11月25日にもサウジアラビア南西部のシュケイク港で爆発があり、停泊中のギリシャ企業が運航する石油タンカーが損傷するという事案が発生した。サウジアラビアは「フーシ派による攻撃だ」と主張している。
フーシ派は「イエメンでの空爆を停止しない限り、さらなる大規模攻撃を実施する」と宣言しているが、思い出されるのは昨年9月のサウジアラビア東部の石油施設に対する大規模攻撃である。これにより、サウジアラビアの生産能力の半分に相当する日量570万バレルの原油生産が一時停止を余儀なくされた。

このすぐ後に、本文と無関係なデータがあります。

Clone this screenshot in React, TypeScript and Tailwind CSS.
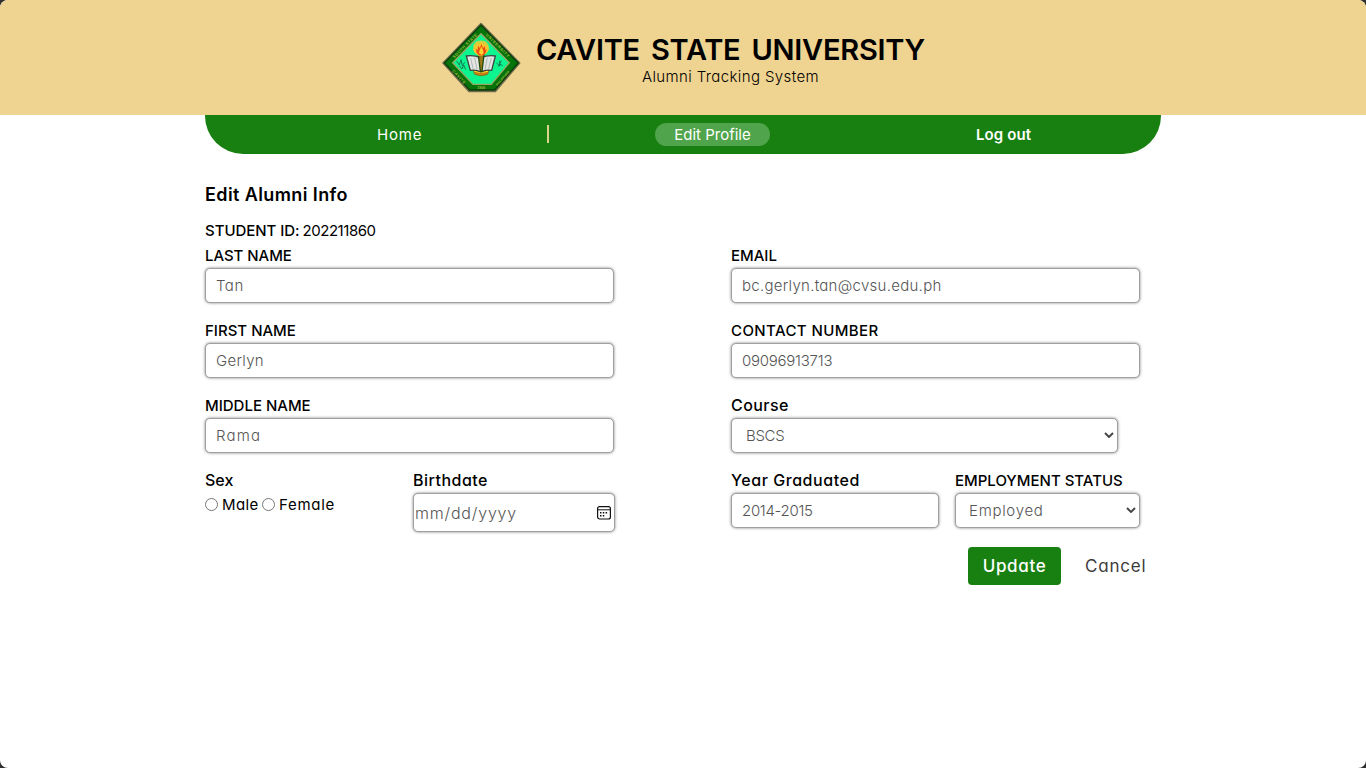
import type { ReactNode } from "react";

const box =
  "flex items-center rounded-[5px] border border-[#a0a0a0] bg-white font-light text-[15px] text-[#555] shadow-[0_0_3px_rgba(0,0,0,0.5)]";

function Seal() {
  return (
    <svg width="100" height="85" viewBox="0 0 300 255" className="block shrink-0">
      <polygon points="153,26 269,144 196,229 117,229 39,144" fill="#5d7a3c" stroke="#6f6d4c" strokeWidth="5" strokeLinejoin="round" />
      <polygon points="153,30 265,144 194,225 119,225 43,144" fill="#03730a" stroke="#0b3d0a" strokeWidth="4" />
      <polygon points="153,56 238,143 184,208 129,208 68,143" fill="#0cf58e" stroke="#98a862" strokeWidth="4" />
      <g fill="#a9b83f" fontFamily="Liberation Sans" fontWeight="700" fontSize="12" textAnchor="middle">
        <text transform="translate(108 95) rotate(-45)" letterSpacing="1.5">SOUTH STATE</text>
        <text transform="translate(201 95) rotate(45)" letterSpacing="2.5">UNIVERSITY</text>
        <text transform="translate(84 189) rotate(48)" letterSpacing="2">CAVITE</text>
        <text transform="translate(220 192) rotate(-49)" fontSize="9">PHILIPPINES</text>
        <text x="154" y="222" fontSize="11">1906</text>
      </g>
      <g fill="none" stroke="#137c55" strokeWidth="3">
        <path d="M80 138l8 12 5-16 4 18 7-10M88 152l8 10 5-12 6 14" />
        <path d="M199 143l8 8 7-14M204 154l5-7 9 5M209 137v18" />
      </g>
      <path d="M129 164q23 8 49 0l-5 14q-20 9-39 0z" fill="#c97f13" stroke="#6c651a" strokeWidth="2" />
      <path d="M133 169q20 7 41 0" fill="none" stroke="#ffe62e" strokeWidth="3" />
      <path d="M109 123q22-4 43 6 22-10 44-6l-11 43q-20-3-32 5-14-8-32-5z" fill="#e2e5e3" stroke="#3c4440" strokeWidth="4" />
      <path d="M122 130l8 34M134 128l7 36M184 129l-9 35M172 128l-7 36" stroke="#98a29c" strokeWidth="2" />
      <path d="M145 119h17l-6 50h-5z" fill="#9a7a18" stroke="#234a0f" strokeWidth="4" />
      <path d="M133 112l-4-10 7 1-5-12 9 3-1-12 9 5 6-8 5 8 8-4-1 11 9-3-4 11 6 1-7 10-12 9h-13z" fill="#ffbd28" />
      <path d="M131 90a23 19 0 0 1 44 0l3 11-9 15h-31l-9-14z" fill="#ffc82e" opacity="0.75" />
      <path d="M140 113l-3-12 6 5 1-14 6 8 4-14 5 14 6-7 1 13 5-4-5 13-8 6h-10z" fill="#ed4a12" />
      <path d="M147 114l2-9 5-10 5 10 2 9-6 6z" fill="#ffd42c" />
    </svg>
  );
}

function Label({ children, className }: { children: ReactNode; className: string }) {
  return <div className={`h-[25px] whitespace-nowrap font-medium text-black ${className}`}>{children}</div>;
}

function Chevron() {
  return (
    <svg width="10" height="6" viewBox="0 0 10 6" className="mb-[3px] block shrink-0">
      <path d="M1 1l4 4 4-4" fill="none" stroke="#444" strokeWidth="1.9" />
    </svg>
  );
}

function Radio() {
  return <span className="mb-[2px] block size-[13px] shrink-0 rounded-full border border-[#767676] bg-white" />;
}

function Calendar() {
  return (
    <svg width="14" height="14" viewBox="0 0 14 14" className="block shrink-0">
      <rect x="0.6" y="0.6" width="12.8" height="12.4" rx="2" fill="none" stroke="#111" strokeWidth="1.2" />
      <path d="M1 3.8h12" stroke="#111" strokeWidth="1" />
      <g fill="#111">
        <rect x="3" y="6" width="1.5" height="1.5" />
        <rect x="5.8" y="6" width="1.5" height="1.5" />
        <rect x="8.6" y="6" width="1.5" height="1.5" />
        <rect x="3" y="9" width="1.5" height="1.5" />
        <rect x="5.8" y="9" width="1.5" height="1.5" />
      </g>
    </svg>
  );
}

export default function App() {
  return (
    <div className="h-screen bg-[#303030]">
      <div className="h-full overflow-hidden rounded-lg bg-white font-['Inter',sans-serif] text-black [font-feature-settings:'cv11']">
        <header className="flex h-[115px] bg-[#efd391] pl-[430px]">
          <div className="pt-[15px]">
            <Seal />
          </div>
          <div className="ml-[5px] flex w-[391px] flex-col items-center pt-[32px]">
            <h1 className="whitespace-nowrap text-[29px] font-semibold leading-9 tracking-[-0.25px] [word-spacing:4px]">CAVITE STATE UNIVERSITY</h1>
            <p className="text-[15px] font-light leading-[18px] tracking-[0.39px]">Alumni Tracking System</p>
          </div>
        </header>

        <nav className="mx-auto flex h-[39px] w-[956px] items-center rounded-b-[38px] bg-[#188010] text-[15px] text-white">
          <div className="w-[342px] pl-[172px] pt-[2px] tracking-[0.8px]">Home</div>
          <div className="mt-[-1px] h-[18px] w-[2px] bg-[#dcd488]" />
          <div className="ml-[106px] flex h-[23px] w-[115px] items-center justify-center rounded-full bg-[#50a44b] pt-[2px]">Edit Profile</div>
          <div className="ml-[206px] pt-[2px] font-semibold tracking-[0.1px]">Log out</div>
        </nav>

        <main className="mx-auto w-[956px] pt-[27px]">
          <h2 className="text-[18px] font-semibold leading-7 tracking-[0.4px]">Edit Alumni Info</h2>
          <div className="mt-[9px] flex h-[25px] items-center gap-[3px] pt-[2px] text-[15px]">
            <span className="font-medium tracking-[-0.05px]">STUDENT ID:</span>
            <span className="tracking-[-0.45px]">202211860</span>
          </div>

          <form className="flex gap-[117px]">
            <div className="flex w-[409px] flex-col gap-[15px]">
              <div>
                <Label className="text-[15px] leading-[26px] tracking-[-0.05px]">LAST NAME</Label>
                <div className={`${box} h-[35px] pl-[10px] pt-[2px] tracking-[0.5px]`}>Tan</div>
              </div>
              <div>
                <Label className="text-[15px] leading-[26px]">FIRST NAME</Label>
                <div className={`${box} h-[35px] pl-[10px] pt-[2px] tracking-[0.3px]`}>Gerlyn</div>
              </div>
              <div>
                <Label className="text-[15px] leading-[26px]">MIDDLE NAME</Label>
                <div className={`${box} h-[35px] pl-[10px] pt-[2px] tracking-[1.15px]`}>Rama</div>
              </div>
              <div className="flex">
                <div className="w-[208px] shrink-0">
                  <Label className="text-[16px] leading-6">Sex</Label>
                  <div className="flex h-6 items-center text-[15px]">
                    <Radio />
                    <span className="ml-[4px] w-[40px] pt-[1px] tracking-[0.4px]">Male</span>
                    <Radio />
                    <span className="ml-[4px] pt-[1px] tracking-[0.71px]">Female</span>
                  </div>
                </div>
                <div className="w-[202px] shrink-0">
                  <Label className="text-[16px] leading-6 tracking-[0.49px]">Birthdate</Label>
                  <div className={`${box} h-[39px] justify-between pl-[1px] pr-[3px]`}>
                    <span className="text-[16px] tracking-[0.81px]">mm/dd/yyyy</span>
                    <Calendar />
                  </div>
                </div>
              </div>
            </div>

            <div className="flex w-[430px] flex-col gap-[15px]">
              <div>
                <Label className="text-[15px] leading-[26px]">EMAIL</Label>
                <div className={`${box} h-[35px] w-[409px] pl-[10px] pt-[2px] tracking-[0.28px]`}>bc.gerlyn.tan@cvsu.edu.ph</div>
              </div>
              <div>
                <Label className="text-[15px] leading-[26px] tracking-[0.4px]">CONTACT NUMBER</Label>
                <div className={`${box} h-[35px] w-[409px] pl-[10px] pt-[2px] tracking-[-0.25px]`}>09096913713</div>
              </div>
              <div>
                <Label className="text-[16px] leading-6 tracking-[0.45px]">Course</Label>
                <div className={`${box} h-[35px] w-[387px] justify-between pl-[14px] pr-[3px] pt-[2px] tracking-[-0.3px]`}>
                  BSCS
                  <Chevron />
                </div>
              </div>
              <div className="flex gap-[16px]">
                <div>
                  <Label className="text-[16px] leading-6 tracking-[0.55px]">Year Graduated</Label>
                  <div className={`${box} h-[35px] w-[208px] pl-[10px] pt-[2px] tracking-[-0.3px]`}>2014-2015</div>
                </div>
                <div>
                  <Label className="text-[15px] leading-[26px]">EMPLOYMENT STATUS</Label>
                  <div className={`${box} h-[35px] w-[185px] justify-between pl-[13px] pr-[3px] pt-[2px] tracking-[0.7px]`}>
                    Employed
                    <Chevron />
                  </div>
                </div>
              </div>
              <div className="mt-[4px] flex items-center pl-[237px] text-[17px]">
                <div className="flex h-[38px] w-[93px] shrink-0 items-center justify-center rounded-[4px] bg-[#188010] pt-[2px] font-medium tracking-[0.65px] text-white">Update</div>
                <div className="ml-[24px] pt-[2px] tracking-[0.81px] text-[#3c3c3c]">Cancel</div>
              </div>
            </div>
          </form>
        </main>
      </div>
    </div>
  );
}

大規模攻撃が行われる前にサウジアラビア国内を横断する原油輸送パイプラインなどが攻撃されていたことから、今回の石油施設への攻撃は今後の大規模攻撃のための予行演習である可能性がある。
それでは次の攻撃対象はどこだろうか。筆者は「ジッダの北に位置する原油積み出し港のヤンブーではないか」と考えている。東部の油田地帯からパイプライン(輸送能力は日量500万バレル)で運ばれた原油が欧州へ輸出されていることから、「ここを叩けば世界の原油市場は大混乱する。国際社会はイエメン問題に重い腰を上げざるをえない」とフーシ派は考えているのではないだろうか。
コロナ禍で揺れる世界の原油市場は今後も波乱含みのようである。